Wherever "index" appears in a line, copy that line.

>> Begin SOURCE EXCERPT

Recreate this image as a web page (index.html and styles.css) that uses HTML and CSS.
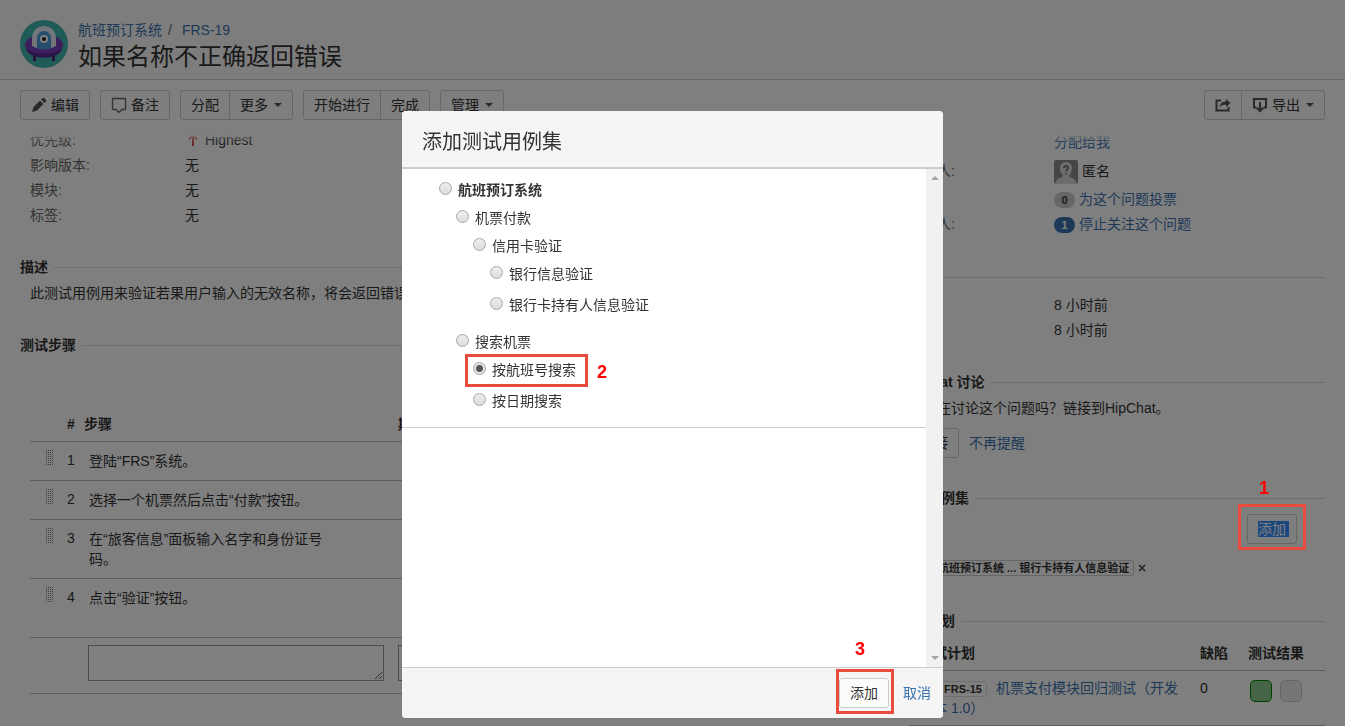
FILE: index.html
```html
<!DOCTYPE html>
<html lang="zh-CN">
<head>
  <meta charset="UTF-8" />
  <meta name="viewport" content="width=device-width, initial-scale=1.0"/>
  <title>FRS-19 如果名称不正确返回错误</title>
  <link rel="stylesheet" href="styles.css">
</head>
<body>

  <header class="issue-header">
    <svg class="project-avatar" viewBox="0 0 48 48" width="48" height="48">
      <circle cx="24" cy="24" r="24" fill="#3fb8b0"/>
      <path d="M13 35h3v6h-3zM32 35h3v6h-3z" fill="#4b2080"/>
      <ellipse cx="24" cy="25" rx="19" ry="10.500" fill="#7b3fc0"/>
      <path d="M5.500 28c3 13 34 13 37 0-6 7-31 7-37 0z" fill="#5a2896"/>
      <path d="M12 26V18a12 12 0 0 1 24 0v8c-5 4-19 4-24 0z" fill="#e4ecf4"/>
      <path d="M17 28V18a7 7 0 0 1 14 0v10c-4 2-10 2-14 0z" fill="#4f9bd8"/>
      <circle cx="24" cy="19" r="4" fill="#fff"/>
      <circle cx="24" cy="19" r="2" fill="#222"/>
    </svg>
    <div>
      <nav class="breadcrumbs"><a href="#">航班预订系统</a><span>/</span><a href="#">FRS-19</a></nav>
      <h1>如果名称不正确返回错误</h1>
    </div>
  </header>

  <div class="toolbar">
    <div class="btn-group">
      <button class="btn"><svg class="icon" viewBox="0 0 16 16" width="16" height="16"><path d="M1 15l1.500-5 6.500-6.500 3.500 3.500L6 13.500zM10 2.500l1.300-1.300q1-1 2 0l1.500 1.500q1 1 0 2L13.500 6z" fill="#555"/></svg>编辑</button>
    </div>
    <div class="btn-group">
      <button class="btn"><svg class="icon" viewBox="0 0 16 16" width="16" height="16"><path d="M2 1.500h12q.500 0 .5.500v10q0 .500-.5.500h-3l-3 3-3-3H2q-.500 0-.5-.500V2q0-.500.500-.500z" fill="none" stroke="#666" stroke-width="1.300"/></svg>备注</button>
    </div>
    <div class="btn-group">
      <button class="btn">分配</button>
      <button class="btn">更多<span class="caret"></span></button>
    </div>
    <div class="btn-group">
      <button class="btn">开始进行</button>
      <button class="btn">完成</button>
    </div>
    <div class="btn-group">
      <button class="btn">管理<span class="caret"></span></button>
    </div>
    <div class="btn-group push-right">
      <button class="btn" aria-label="分享"><svg viewBox="0 0 16 16" width="16" height="16"><path d="M6 3.500H1.500v10h12V10" fill="none" stroke="#555" stroke-width="2"/><path d="M4.500 10.500C5 6.500 7.500 4.500 11 4.500V2l4.500 4L11 10V7.500c-3 0-5 1-6.500 3z" fill="#555"/></svg></button>
      <button class="btn"><svg class="icon" viewBox="0 0 16 16" width="16" height="16"><path d="M4 10.500H2V2h12v8.500h-2" fill="none" stroke="#555" stroke-width="2"/><path d="M8 5v8M4.500 10.500L8 14l3.500-3.500" fill="none" stroke="#555" stroke-width="2"/></svg>导出<span class="caret"></span></button>
    </div>
  </div>

  <main class="issue-body">
    <div class="main-column">
      <dl class="fields">
        <dt>优先级:</dt>
        <dd><svg class="priority" viewBox="0 0 10 14" width="16" height="14"><path d="M5 13V2M1 6l4-4 4 4" fill="none" stroke="#d04437" stroke-width="2"/></svg>Highest</dd>
        <dt>影响版本:</dt><dd>无</dd>
        <dt>模块:</dt><dd>无</dd>
        <dt>标签:</dt><dd>无</dd>
      </dl>

      <section class="module">
        <h2>描述</h2>
        <p>此测试用例用来验证若果用户输入的无效名称，将会返回错误。</p>
      </section>

      <section class="module">
        <h2>测试步骤</h2>
        <table class="steps">
          <colgroup><col class="col-drag"><col class="col-num"><col class="col-step"><col></colgroup>
          <thead>
            <tr><th></th><th class="num">#</th><th>步骤</th><th class="expected">期望结果</th></tr>
          </thead>
          <tbody>
            <tr><td><span class="drag"></span></td><td class="num">1</td><td class="text"><p>登陆“FRS”系统。</p></td><td></td></tr>
            <tr><td><span class="drag"></span></td><td class="num">2</td><td class="text"><p>选择一个机票然后点击“付款”按钮。</p></td><td></td></tr>
            <tr><td><span class="drag"></span></td><td class="num">3</td><td class="text"><p>在“旅客信息”面板输入名字和身份证号码。</p></td><td></td></tr>
            <tr class="last-step"><td><span class="drag"></span></td><td class="num">4</td><td class="text"><p>点击“验证”按钮。</p></td><td></td></tr>
            <tr class="new-step"><td></td><td></td><td><textarea aria-label="步骤"></textarea></td><td><textarea aria-label="期望结果"></textarea></td></tr>
          </tbody>
        </table>
      </section>
    </div>

    <aside class="side-column">
      <dl class="people">
        <dt></dt><dd class="assign"><a href="#">分配给我</a></dd>
        <dt>报告人:</dt>
        <dd class="reporter">
          <svg viewBox="0 0 24 24" width="24" height="24">
            <rect width="24" height="24" rx="2" fill="#8c8c8c"/>
            <path d="M12 2c4 0 6 3 6 6 0 4-2 6-3 8 1 2 7 2 8 8H1c1-6 7-6 8-8-1-2-3-4-3-8 0-3 2-6 6-6z" fill="#d8d8d8"/>
            <path d="M10 8q0-2 2-2t2 2q0 1-1 1.600-1 .6-1 1.800M12 13v1.600" fill="none" stroke="#666" stroke-width="1.500"/>
          </svg>匿名
        </dd>
        <dt>投票:</dt><dd><span class="badge">0</span><a href="#">为这个问题投票</a></dd>
        <dt>关注人:</dt><dd><span class="badge active">1</span><a href="#">停止关注这个问题</a></dd>
      </dl>

      <section class="module">
        <h2>日期</h2>
        <dl class="people dates">
          <dt>创建:</dt><dd>8 小时前</dd>
          <dt>更新:</dt><dd>8 小时前</dd>
        </dl>
      </section>

      <section class="module">
        <h2>HipChat 讨论</h2>
        <p>您正在讨论这个问题吗？链接到HipChat。</p>
        <div class="actions"><button class="btn">连接</button><a href="#">不再提醒</a></div>
      </section>

      <section class="module">
        <h2>测试用例集</h2>
        <div class="add-suite">
          <div class="marked">
            <button class="btn"><span class="selected">添加</span></button>
            <span class="marker marker-1"><b>1</b></span>
          </div>
        </div>
        <div class="suite"><span class="suite-tag">航班预订系统 ... 银行卡持有人信息验证</span><button class="remove" aria-label="移除"><svg viewBox="0 0 8 8" width="8" height="8"><path d="M1 1l6 6M7 1L1 7" stroke="#444" stroke-width="1.500"/></svg></button></div>
      </section>

      <section class="module">
        <h2>测试计划</h2>
        <table class="plans">
          <colgroup><col><col class="col-defect"><col class="col-result"></colgroup>
          <thead><tr><th>测试计划</th><th>缺陷</th><th>测试结果</th></tr></thead>
          <tbody>
            <tr>
              <td><span class="plan-icon"></span><span class="key">FRS-15</span><a href="#">机票支付模块回归测试（开发版本 1.0）</a></td>
              <td>0</td>
              <td><div class="results"><span class="result pass"></span><span class="result"></span></div></td>
            </tr>
          </tbody>
        </table>
      </section>
    </aside>
  </main>

  <div class="blanket"></div>

  <!-- Add test suite dialog -->
  <div class="dialog-wrap">
    <form class="dialog" role="dialog" aria-labelledby="dialogTitle">
      <h2 id="dialogTitle">添加测试用例集</h2>
      <div class="dialog-content">
        <ul class="tree">
          <li>
            <label class="root"><input type="radio" name="suite">航班预订系统</label>
            <ul>
              <li>
                <label><input type="radio" name="suite">机票付款</label>
                <ul>
                  <li>
                    <label><input type="radio" name="suite">信用卡验证</label>
                    <ul class="leaves">
                      <li><label><input type="radio" name="suite">银行信息验证</label></li>
                      <li><label><input type="radio" name="suite">银行卡持有人信息验证</label></li>
                    </ul>
                  </li>
                </ul>
              </li>
              <li>
                <label><input type="radio" name="suite">搜索机票</label>
                <ul class="leaves">
                  <li><label class="marked"><input type="radio" name="suite" checked>按航班号搜索<span class="marker marker-2"><b>2</b></span></label></li>
                  <li><label><input type="radio" name="suite">按日期搜索</label></li>
                </ul>
              </li>
            </ul>
          </li>
        </ul>
        <div class="scrollbar"><span class="arrow up"></span><span class="arrow down"></span></div>
      </div>
      <div class="dialog-footer">
        <div class="marked">
          <button class="btn" type="button">添加</button>
          <span class="marker marker-3"><b>3</b></span>
        </div>
        <a href="#">取消</a>
      </div>
    </form>
  </div>

</body>
</html>
```
FILE: styles.css
```css
* { box-sizing: border-box; margin: 0; padding: 0; }

body {
  height: 100vh;
  display: flex;
  flex-direction: column;
  overflow: hidden;
  background: #fff;
  color: #333;
  font-family: "Liberation Sans", "Noto Sans CJK SC", sans-serif;
  font-size: 14px;
  line-height: 20px;
}

a { color: #3b73af; text-decoration: none; }
ul { list-style: none; }
button, input, textarea { font: inherit; color: inherit; }

/* Header */
.issue-header {
  display: flex;
  gap: 10px;
  padding: 20px 20px 11px;
  background: #fafafa;
  border-bottom: 1px solid #ccc;
}

.breadcrumbs span { margin: 0 10px 0 6px; color: #666; }

.issue-header h1 {
  font-size: 24px;
  font-weight: normal;
  line-height: 28px;
  margin-top: 3px;
  height: 25px;
}

.issue-header svg { flex: none; }

/* Toolbar */
.toolbar {
  display: flex;
  gap: 10px;
  padding: 10px 20px 8px;
  background: #fff;
  position: relative;
}

.toolbar::after {
  content: "";
  position: absolute;
  left: 0;
  right: 0;
  top: 100%;
  height: 18px;
  background: linear-gradient(#fff 40%, rgba(255, 255, 255, 0.3) 60%, rgba(255, 255, 255, 0));
}

.btn-group { display: flex; }
.push-right { margin-left: auto; }

.btn {
  height: 30px;
  padding: 0 10px;
  border: 1px solid #ccc;
  border-radius: 3px;
  background: #fcfcfc;
  display: inline-flex;
  align-items: center;
  white-space: nowrap;
  cursor: pointer;
}

.btn:hover { border-color: #999; }
.btn .icon { margin-right: 4px; }
.btn-group .btn + .btn { margin-left: -1px; border-radius: 0 3px 3px 0; }
.btn-group .btn:first-child:not(:last-child) { border-radius: 3px 0 0 3px; }

.caret {
  margin-left: 6px;
  border: 4px solid transparent;
  border-top-color: #555;
  border-bottom: 0;
}

/* Issue body */
.issue-body {
  flex: 1;
  min-height: 0;
  overflow: hidden;
  display: grid;
  grid-template-columns: 2fr 1fr;
  gap: 27px;
  padding: 0 20px;
}

.main-column, .side-column { min-width: 0; }

.fields {
  display: grid;
  grid-template-columns: 155px 1fr;
  padding-left: 10px;
  line-height: 25px;
}

.fields dt, .people dt { color: #666; }
.priority { vertical-align: -2px; margin-right: 4px; }

.module { margin-top: 30px; }
.main-column .module { margin-top: 29px; }
.main-column .module + .module { margin-top: 32px; }

.module h2 {
  display: flex;
  align-items: center;
  gap: 6px;
  font-size: 14px;
  line-height: 20px;
}

.module h2::after {
  content: "";
  flex: 1;
  border-top: 1px solid #ddd;
}

.module > p { padding: 6px 0 0 10px; }

/* Step table */
table { border-collapse: collapse; table-layout: fixed; }
th { text-align: left; }
td { vertical-align: top; }

.steps {
  width: calc(100% - 10px);
  margin: 53px 0 0 10px;
}

.col-drag { width: 32px; }
.col-num { width: 22px; }
.col-step { width: 310px; }
.steps tr { border-bottom: 1px solid #bbb; }
.steps th { padding: 6px 0 7px; }
.steps th.expected { padding-left: 4px; }
.steps td { padding: 8px 0 9px; }
.steps th.num, .steps td.num { padding-left: 5px; }
.steps td.text { padding-left: 5px; }
.steps td.text p { max-width: 250px; padding-top: 1px; }
.steps .last-step td { padding-bottom: 29px; }
.steps .new-step td { padding: 7px 10px 12px 4px; }

.drag {
  display: block;
  width: 9px;
  height: 16px;
  margin-left: 15px;
  background: repeating-conic-gradient(#777 0 25%, transparent 0 100%) 0 0 / 2px 2px;
}

.steps textarea {
  display: block;
  width: 100%;
  height: 36px;
  border: 1px solid #999;
  background: #fff;
}

/* Side column */
.people {
  display: grid;
  grid-template-columns: 145px 1fr;
  padding-left: 10px;
  line-height: 25px;
}

.people .assign { line-height: 28px; }
.people .reporter, .people dt:nth-of-type(2) { line-height: 31px; }
.reporter { display: flex; align-items: center; gap: 4px; }
.dates { padding-top: 6px; }
.people.dates dt { line-height: 25px; }
.dates + .module, .side-column .module:nth-of-type(2) { margin-top: 29px; }

.badge {
  display: inline-block;
  width: 21px;
  margin-right: 4px;
  border-radius: 8px;
  background: #ccc;
  font-size: 11px;
  font-weight: bold;
  line-height: 16px;
  text-align: center;
}

.badge.active { background: #3b73af; color: #fff; }

.actions {
  display: flex;
  align-items: center;
  gap: 10px;
  padding: 10px 0 0 10px;
}

.add-suite {
  display: flex;
  justify-content: flex-end;
  padding: 6px 28px 0 0;
}

.selected { background: #3390ff; color: #fff; line-height: 16px; padding-right: 3px; margin-right: -3px; }

.suite {
  display: flex;
  align-items: center;
  gap: 4px;
  padding: 16px 0 0 10px;
}

.suite-tag {
  padding: 0 4px;
  margin-left: 24px;
  border: 1px solid #ccc;
  border-radius: 3px;
  font-size: 11px;
  font-weight: bold;
  line-height: 14px;
  white-space: nowrap;
}

.remove { border: 0; background: none; display: flex; cursor: pointer; }

.side-column .module:last-child { margin-top: 35px; }

.plans {
  width: calc(100% - 10px);
  margin: 12px 0 0 10px;
}

.col-defect { width: 48px; }
.col-result { width: 77px; }
.plans tr { border-bottom: 1px solid #bbb; }
.plans th { padding-bottom: 7px; }
.plans td { padding: 7px 0; }
.plans th:first-child, .plans td:first-child { padding-left: 10px; }
.plans td:first-child { padding-right: 15px; }
.plan-icon { display: inline-block; width: 16px; height: 12px; margin-right: 4px; background: #3b73af; border-radius: 2px; }

.key {
  display: inline-block;
  padding: 0 4px;
  margin-right: 9px;
  border: 1px solid #ddd;
  border-radius: 3px;
  font-size: 11px;
  font-weight: bold;
  line-height: 14px;
}

.results { display: flex; gap: 8px; padding: 2px 0 0 2px; }
.result { width: 22px; height: 22px; border: 1px solid #ccc; border-radius: 5px; background: #ececec; }
.result.pass { border-color: #008000; background: #8cc98c; }

/* Dialog */
.blanket {
  position: fixed;
  inset: 0;
  z-index: 10;
  background: rgba(0, 0, 0, 0.5);
}

.dialog-wrap {
  position: fixed;
  inset: 0;
  z-index: 20;
  display: flex;
  justify-content: center;
  padding: 111px 20px 8px;
}

.dialog {
  width: 100%;
  max-width: 541px;
  display: flex;
  flex-direction: column;
  overflow: hidden;
  border-radius: 4px;
  background: #fff;
}

.dialog h2 {
  padding: 19px 20px 13px;
  background: #f5f5f5;
  border-bottom: 2px solid #ccc;
  font-size: 20px;
  font-weight: normal;
  line-height: 24px;
}

.dialog-content { flex: 1; min-height: 0; display: flex; }

.tree {
  flex: 1;
  align-self: flex-start;
  padding: 7px 0 3px 37px;
  border-bottom: 1px solid #ccc;
}

.tree ul { padding-left: 17px; }
.tree .leaves { padding-bottom: 6px; }
.leaves li { padding-bottom: 3px; }

.tree li { display: flex; flex-direction: column; align-items: flex-start; }

.tree label {
  display: flex;
  align-items: center;
  gap: 6px;
  line-height: 28px;
}

.tree .root { font-weight: bold; }

.tree input {
  appearance: none;
  width: 13px;
  height: 13px;
  margin-bottom: 3px;
  border: 1px solid #a8a8a8;
  border-radius: 50%;
  background: linear-gradient(#eee, #dcdcdc);
}

.tree input:checked {
  background: radial-gradient(circle, #555 0 3px, #e4e4e4 4px);
}

.scrollbar {
  width: 17px;
  padding: 7px 0;
  background: #f1f1f1;
  display: flex;
  flex-direction: column;
  justify-content: space-between;
  align-items: center;
}

.arrow { border: 4px solid transparent; }
.arrow.up { border-top: 0; border-bottom-color: #a3a3a3; }
.arrow.down { border-bottom: 0; border-top-color: #a3a3a3; }

.dialog-footer {
  display: flex;
  justify-content: flex-end;
  align-items: center;
  gap: 14px;
  padding: 10px 12px;
  background: #f5f5f5;
  border-top: 1px solid #ccc;
}

/* Numbered step callouts */
.marked { position: relative; display: flex; }

.marker {
  position: absolute;
  z-index: 15;
  border: 3px solid #e94b3f;
  pointer-events: none;
}

.marker b {
  position: absolute;
  color: #f00;
  font-size: 18px;
  line-height: 20px;
}

.marker-1 { inset: -10px -9px -6px; }
.marker-1 b { left: 18px; bottom: 49px; }
.marker-2 { inset: -2px -12px -3px -8px; }
.marker-2 b { left: 129px; top: 5px; }
.marker-3 { inset: -9px -5px -6px -3px; }
.marker-3 b { left: 16px; bottom: 52px; }
```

>> End SOURCE EXCERPT

• SOLUTION TO THIS PROBLEM:
Recreate this image as a web page (index.html and styles.css) that uses HTML and CSS.
FILE: index.html
  z-index: 10;
  z-index: 20;
  z-index: 15;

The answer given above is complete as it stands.